The Pakistan stock market crashed on Friday, but amidst all the doom and gloom smart money was chasing one stock: Oil and Gas Development Company Limited.
When the KSE-100 was bleeding, down 4.6% within five minutes of the market’s opening, the share of oil and gas giant OGDCL hit Rs96.20, its lowest level in more than five years. It appreciated slightly to Rs96.55 when trade halted for 45 minutes to stop the panic.
After the trade halt was lifted, OGDCL’s stock rose 3.6% to Rs103.75 per share with three million shares changing hands. The oil and gas giant, one of the top 10 companies with 4.1% weight in the KSE-100, led the recovery. The stock market recovered almost entirely by 3pm.
But why invest in a sector that has negative outlook: oil prices have crashed amidst low demand in the aftermath of the coronavirus outbreak, which has dented revenues of airlines, one of the largest buyers of oil. The ongoing price war between major oil producing countries (Saudi Arabia and Russia) will only send prices down further and will eventually drag down profitability of oil stocks.
“Investors are finding deep value in OGDCL,” says Adnan Sami Sheikh, a market analyst. “It’s a rare opportunity,” he said, referring to OGDCL’s share price, which hit its lowest level in more than five years.
The stock is trading Rs7.5 higher than the day’s low, but that’s still a lot cheaper than the Rs154.2 it was at on January 2 and cheaper still than the Rs204.95 it was worth on March 13, 2015. Should one buy at this price or wait a little to see if it falls further? This is not an easy question to answer.

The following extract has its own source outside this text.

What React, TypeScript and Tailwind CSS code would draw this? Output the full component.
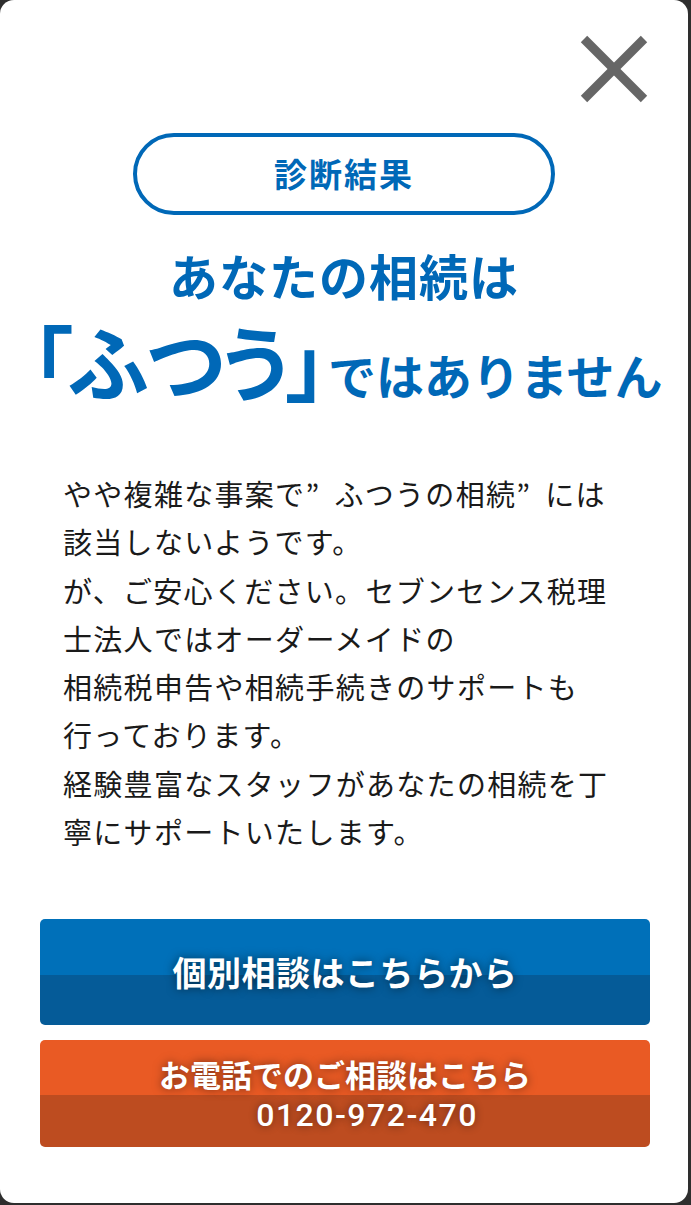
import React from 'react';

const jp = "font-['Noto_Sans_CJK_JP','Noto_Sans',sans-serif]";

const CloseIcon = () => (
  <svg width="68" height="68" viewBox="0 0 68 68" aria-hidden="true">
    <line x1="4" y1="4" x2="64" y2="64" stroke="#666666" strokeWidth="9" />
    <line x1="64" y1="4" x2="4" y2="64" stroke="#666666" strokeWidth="9" />
  </svg>
);

// 全角の閉じ引用符の後ろの余白
const Quote = () => <span className="mr-[14px]">”</span>;

export default function App() {
  return (
    <div className="w-[691px] h-[1205px] bg-[#2e2e2e] overflow-hidden">
      <div className={`relative w-[688px] h-[1203px] bg-white rounded-[14px] ${jp}`}>
        {/* 閉じるボタン */}
        <button className="absolute top-[35px] left-[580px]" aria-label="閉じる">
          <CloseIcon />
        </button>

        <div className="flex flex-col items-center pt-[133px]">
          <div className="w-[422px] h-[82px] rounded-full border-[4px] border-[#0068b7] flex items-center justify-center">
            <span className="text-[33px] font-bold text-[#0068b7] leading-none tracking-[2px] -mt-[2px]">診断結果</span>
          </div>

          <h1 className="mt-[30px] text-[#0068b7] font-bold text-center">
            <span className="block text-[49px] leading-[60px] tracking-[1px]">あなたの相続は</span>
            <span className="flex items-baseline justify-center mt-[14px] ml-[6px] leading-none whitespace-nowrap">
              <span className="text-[82px] tracking-[-3px] [font-feature-settings:'palt']">「ふつう」</span>
              <span className="text-[48px] tracking-[0px] ml-[4px]">ではありません</span>
            </span>
          </h1>
        </div>

        <p className="mt-[68px] ml-[63px] text-[29px] leading-[48.3px] tracking-[1.3px] text-[#1a1a1a] whitespace-nowrap">
          やや複雑な事案で<Quote />ふつうの相続<Quote />には<br />
          該当しないようです。<br />
          が、ご安心ください。セブンセンス税理<br />
          士法人ではオーダーメイドの<br />
          相続税申告や相続手続きのサポートも<br />
          行っております。<br />
          経験豊富なスタッフがあなたの相続を丁<br />
          寧にサポートいたします。
        </p>

        <div className="mt-[64px] ml-[40px] w-[610px] flex flex-col gap-[15px]">
          <a className="relative block h-[106px] rounded-[5px] overflow-hidden">
            <div className="flex flex-col h-full">
              <div className="h-[56px] bg-[#0070b9]" />
              <div className="flex-1 bg-[#055b98]" />
            </div>
            <div className="absolute inset-0 flex items-center justify-center">
              <span className="text-white text-[34px] font-bold leading-none tracking-[0.5px] [text-shadow:0_0_10px_rgba(0,0,0,0.55)]">
                個別相談はこちらから
              </span>
            </div>
          </a>

          <a className="relative block h-[107px] rounded-[5px] overflow-hidden">
            <div className="flex flex-col h-full">
              <div className="h-[55px] bg-[#e95a24]" />
              <div className="flex-1 bg-[#bd4c20]" />
            </div>
            <div className="absolute inset-0 flex flex-col items-center pt-[18px]">
              <span className="text-white text-[31px] font-bold leading-none [text-shadow:0_0_10px_rgba(0,0,0,0.5)]">
                お電話でのご相談はこちら
              </span>
              <span className="mt-[10px] ml-[44px] text-white text-[32px] font-medium leading-none tracking-[1.5px] font-['Roboto','Liberation_Sans',sans-serif] [text-shadow:0_0_8px_rgba(0,0,0,0.45)]">
                0120-972-470
              </span>
            </div>
          </a>
        </div>
      </div>
    </div>
  );
}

A particular stock can rise 7% before it hits the upper lock, which didn’t happen. If it ends the day at this price, it will simply mean investors aren’t willing to pay more. What is going through investors mind, we ask Sheikh who takes us back in 2016.

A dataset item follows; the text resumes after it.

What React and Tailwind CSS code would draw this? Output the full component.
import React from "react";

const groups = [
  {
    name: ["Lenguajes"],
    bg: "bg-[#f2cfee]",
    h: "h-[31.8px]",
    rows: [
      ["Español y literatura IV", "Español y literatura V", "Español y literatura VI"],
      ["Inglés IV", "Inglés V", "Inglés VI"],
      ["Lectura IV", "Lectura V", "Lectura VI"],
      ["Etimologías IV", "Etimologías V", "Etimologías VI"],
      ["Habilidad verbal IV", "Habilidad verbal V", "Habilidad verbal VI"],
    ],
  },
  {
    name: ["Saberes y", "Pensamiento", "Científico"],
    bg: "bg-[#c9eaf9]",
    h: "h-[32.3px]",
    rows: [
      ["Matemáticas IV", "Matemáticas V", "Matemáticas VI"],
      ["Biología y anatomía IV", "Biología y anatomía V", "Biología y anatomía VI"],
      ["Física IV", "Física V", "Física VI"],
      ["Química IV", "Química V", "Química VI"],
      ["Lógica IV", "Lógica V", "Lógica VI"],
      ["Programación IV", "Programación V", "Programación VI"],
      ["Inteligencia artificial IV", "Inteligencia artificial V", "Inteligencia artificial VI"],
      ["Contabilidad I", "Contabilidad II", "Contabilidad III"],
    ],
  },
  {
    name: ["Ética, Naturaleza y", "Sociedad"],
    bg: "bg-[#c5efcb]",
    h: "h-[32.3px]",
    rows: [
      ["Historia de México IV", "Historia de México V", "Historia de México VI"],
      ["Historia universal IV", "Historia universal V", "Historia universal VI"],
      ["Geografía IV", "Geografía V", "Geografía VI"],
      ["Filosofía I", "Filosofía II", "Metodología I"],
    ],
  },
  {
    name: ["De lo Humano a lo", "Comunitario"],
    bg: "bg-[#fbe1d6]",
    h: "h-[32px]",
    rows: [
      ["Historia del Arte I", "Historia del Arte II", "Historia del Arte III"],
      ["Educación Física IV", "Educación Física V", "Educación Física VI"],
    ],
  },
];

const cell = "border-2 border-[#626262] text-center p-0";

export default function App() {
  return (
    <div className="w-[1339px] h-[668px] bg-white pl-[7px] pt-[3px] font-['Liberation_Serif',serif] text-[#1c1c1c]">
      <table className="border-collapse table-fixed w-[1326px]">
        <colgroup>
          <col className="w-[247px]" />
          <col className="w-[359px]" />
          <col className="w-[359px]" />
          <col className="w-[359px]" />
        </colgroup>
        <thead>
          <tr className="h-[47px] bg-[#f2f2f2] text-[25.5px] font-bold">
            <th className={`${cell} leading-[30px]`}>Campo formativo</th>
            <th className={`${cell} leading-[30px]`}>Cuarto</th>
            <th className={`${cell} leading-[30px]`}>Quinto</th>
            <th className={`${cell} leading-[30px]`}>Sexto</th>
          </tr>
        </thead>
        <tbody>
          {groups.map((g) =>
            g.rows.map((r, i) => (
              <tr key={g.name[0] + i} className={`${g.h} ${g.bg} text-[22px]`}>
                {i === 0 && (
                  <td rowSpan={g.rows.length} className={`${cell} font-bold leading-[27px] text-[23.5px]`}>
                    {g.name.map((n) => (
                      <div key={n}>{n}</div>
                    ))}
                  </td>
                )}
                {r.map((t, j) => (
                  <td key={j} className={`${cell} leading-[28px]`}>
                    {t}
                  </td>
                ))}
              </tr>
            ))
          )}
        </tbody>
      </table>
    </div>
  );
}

When oil prices crashed in 2016, the two-month average (Jan-Feb) was $30-35 per barrel. OGDCL’s stock also crashed but by that July, oil prices were back to $50 a barrel.
Are investors looking back at 2016 and hoping oil prices will rebound in a few months?

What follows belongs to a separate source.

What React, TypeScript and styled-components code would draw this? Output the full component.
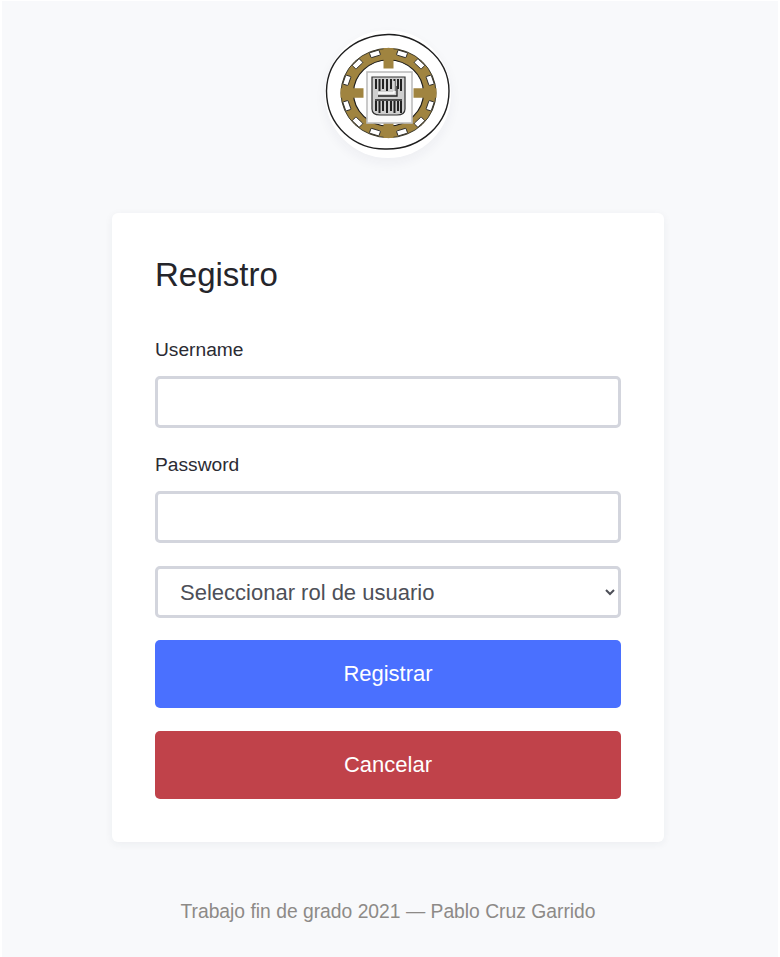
import * as React from "react";
import styled, { createGlobalStyle } from "styled-components";

const Global = createGlobalStyle`
  html, body {
    margin: 0;
    padding: 0;
    background: #fff;
  }
  body {
    font-family: "Liberation Sans", Arial, sans-serif;
    color: #2b2b33;
  }
`;

const Page = styled.div`
  box-sizing: border-box;
  width: 776px;
  height: 956px;
  margin: 1px 0 0 2px;
  padding: 29px 4px 0 0;
  background: #f8f9fb;
  display: flex;
  flex-direction: column;
  align-items: center;
  overflow: hidden;
`;

const LogoWrap = styled.div`
  width: 126px;
  height: 128px;
  border-radius: 50%;
  margin-bottom: 55px;
  background: #fff;
  box-shadow: 0 5px 12px rgba(40, 45, 70, 0.05);
`;

const LogoSvg = styled.svg`
  display: block;
  filter: blur(0.5px);
`;

const Card = styled.div`
  box-sizing: border-box;
  width: 552px;
  padding: 43px;
  background: #fff;
  border-radius: 6px;
  box-shadow: 0 2px 8px rgba(40, 45, 70, 0.06);
  display: flex;
  flex-direction: column;
`;

const Title = styled.h1`
  margin: 0 0 42px;
  font-size: 33px;
  line-height: 38px;
  font-weight: 400;
  color: #25252b;
`;

const Label = styled.label`
  display: block;
  margin: 3px 0 15px;
  font-size: 19.2px;
  line-height: 22px;
  color: #2b2b33;
`;

const Field = styled.div`
  margin-bottom: 23px;
`;

const TextInput = styled.input`
  display: block;
  box-sizing: border-box;
  width: 100%;
  height: 52px;
  border: 3px solid #d3d5dd;
  border-radius: 5px;
  background: #fff;
  outline: none;
`;

const RoleSelect = styled.select`
  display: block;
  box-sizing: border-box;
  width: 100%;
  height: 52px;
  padding: 0 0 0 18px;
  margin-bottom: 22px;
  border: 3px solid #d3d5dd;
  border-radius: 5px;
  background: #fff;
  color: #4d4f58;
  font-family: inherit;
  font-size: 22px;
  outline: none;
`;

const Button = styled.button<{ $tone: "primary" | "danger" }>`
  display: block;
  width: 100%;
  height: 68px;
  border: 0;
  border-radius: 5px;
  background: ${(p) => (p.$tone === "primary" ? "#4a70ff" : "#c0424a")};
  color: #fff;
  font-family: inherit;
  font-size: 22px;
  & + & {
    margin-top: 23px;
  }
`;

const Footer = styled.footer`
  margin-top: 59px;
  font-size: 19.3px;
  line-height: 22px;
  color: #8d8a87;
`;

const GOLD = "#a08440";
const WINDOW_ANGLES = [18, 45, 72, 108, 135, 162, 198, 225, 252, 288, 315, 342];
const HATCH = [51, 54.5, 58, 62, 66, 69.5, 73, 76];

const Logo = () => (
  <LogoSvg width="126" height="128" viewBox="0 0 126 128">
    <path
      d="M63 4.5C90 3.5 124 26 124 61C124 94 96 119 62 119C30 120 1.5 96 1.5 61C2 28 30 5.5 63 4.5Z"
      fill="#fff"
      stroke="#1e1e1e"
      strokeWidth={1.4}
    />
    <g transform="translate(63.5 63) scale(1 0.94)">
      <circle r={47.5} fill={GOLD} stroke="#2a2a20" strokeWidth={0.9} />
      {WINDOW_ANGLES.map((a) => (
        <rect
          key={a}
          x={-5}
          y={-46.5}
          width={10}
          height={5.5}
          rx={0.8}
          fill="#fff"
          stroke="#2b2b2b"
          strokeWidth={0.9}
          transform={`rotate(${a})`}
        />
      ))}
      <circle r={35} fill="#fff" stroke="#1c1c1c" strokeWidth={1.1} />
      <path d="M-5 -48H5V-26H-5Z M-5 26H5V48H-5Z M-48 -5H-25V5H-48Z M25 -5H48V5H25Z" fill={GOLD} />
    </g>
    <rect x={42} y={42} width={45} height={51} fill="#fafafa" stroke="#bdbdbd" strokeWidth={1.6} />
    <path d="M47 47H80V79Q80 85 72 85H55Q47 85 47 79Z" fill="#cfcfcf" stroke="#333" strokeWidth={1.2} />
    {HATCH.map((x, i) => (
      <path
        key={x}
        d={`M${x} 49V${i % 2 ? 61 : 59}M${x} 71V${i % 2 ? 83 : 81}`}
        stroke="#222"
        strokeWidth={2}
      />
    ))}
    <path d="M53 66H72V56M50 70H77" stroke="#222" strokeWidth={1.3} fill="none" />
    <path d="M53 63H69V51" stroke="#fff" strokeWidth={1.4} fill="none" />
  </LogoSvg>
);

export default function App() {
  return (
    <Page>
      <Global />
      <LogoWrap>
        <Logo />
      </LogoWrap>
      <Card>
        <Title>Registro</Title>
        <Field>
          <Label htmlFor="username">Username</Label>
          <TextInput id="username" type="text" />
        </Field>
        <Field>
          <Label htmlFor="password">Password</Label>
          <TextInput id="password" type="password" />
        </Field>
        <RoleSelect defaultValue="">
          <option value="">Seleccionar rol de usuario</option>
        </RoleSelect>
        <Button $tone="primary">Registrar</Button>
        <Button $tone="danger">Cancelar</Button>
      </Card>
      <Footer>Trabajo fin de grado 2021 — Pablo Cruz Garrido</Footer>
    </Page>
  );
}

The 2016 crash was triggered by slowing demand in China, a major buyer of oil and rising production by US. This time, however, we have an ongoing price war and a fallout of coronavirus, which has slowed down growth, especially in China and can turn into a full blown financial crisis if not stopped.
Does that mean stocks can fall below 100 again? Sheikh says investors are betting on oil prices increasing soon but as this report was being filed, the stock showed volatility at the current price level, swinging up and down between Rs103 and Rs104.75. He, however, says from a long-term point of view, most stocks give profit.